Yields about record lows in the biggest developed countries are creating a “virtuous cycle” in troubled nations, bringing capital back in which has pushed down borrowing costs, which will ultimately help growth, Robert Tipp, chief investment strategist in Newark, New Jersey, for Prudential’s fixed-income division, which oversees $350 billion, said in an Jan. 23 telephone interview.
“We are certainly not out of the woods, but the Fed has been very vigilant in controlling downside risk for the U.S. and Draghi has removed a lot of systemic risk out of Europe,” Tipp said. His firm is staying away from Bunds and Treasuries in favor of Irish and Italian debt.

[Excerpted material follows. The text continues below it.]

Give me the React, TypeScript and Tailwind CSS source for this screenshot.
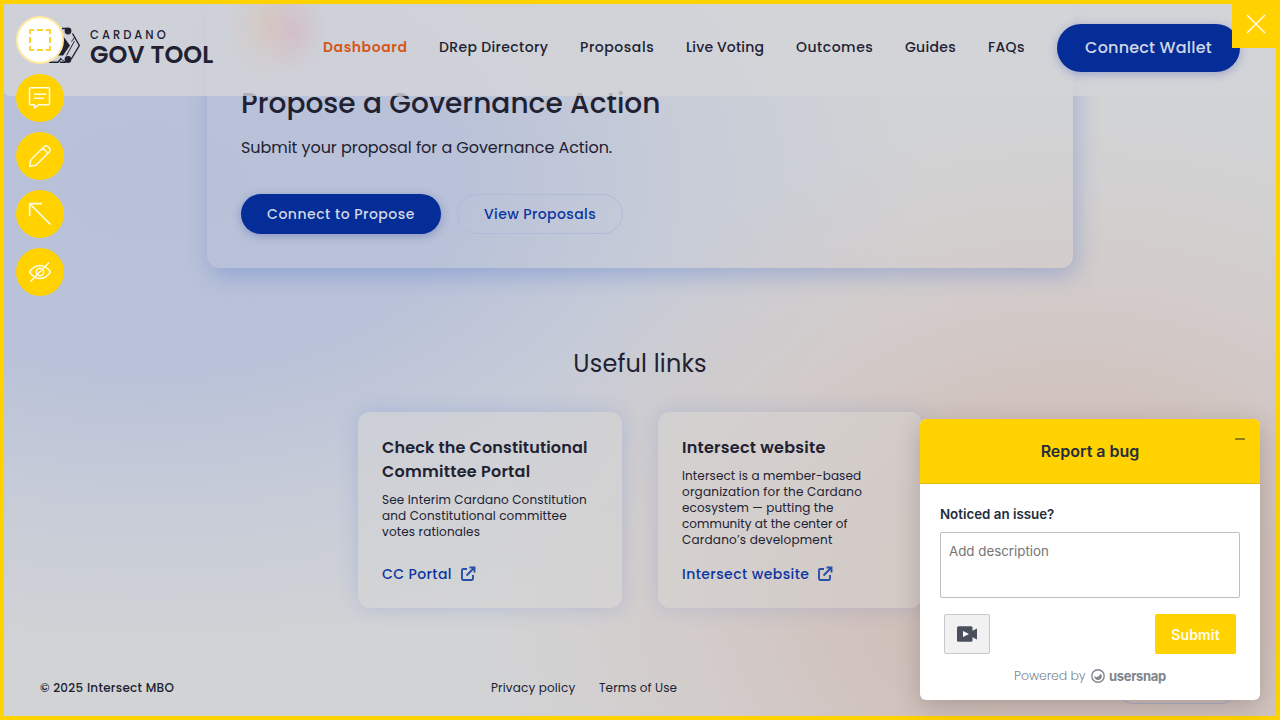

Investors are moving into riskier assets as better bond performance has spilled into global equity markets. The MSCI All-Country World Index of stocks in developed and emerging markets has risen 3.8 percent this year, on pace for its best monthly gain since June.
U.S. investment and junk-rated corporate bonds have returned 0.417 percent this year, compared to a 0.359 percent loss for Treasuries, after company debt returned 11.3 percent in 2012.
“There is still a desperate reach for yield among global investors,” Nic Pifer, head of global fixed-income for Columbia Management Investment Advisers LLC in Minneapolis, which oversees $340 billion, said in a telephone interview on Jan. 23.
“We are in an incrementally improving global economy with less concern of event risk due to the warm blanket provided from central banks. If you want return you have to look beyond the safe haven assets,” he said.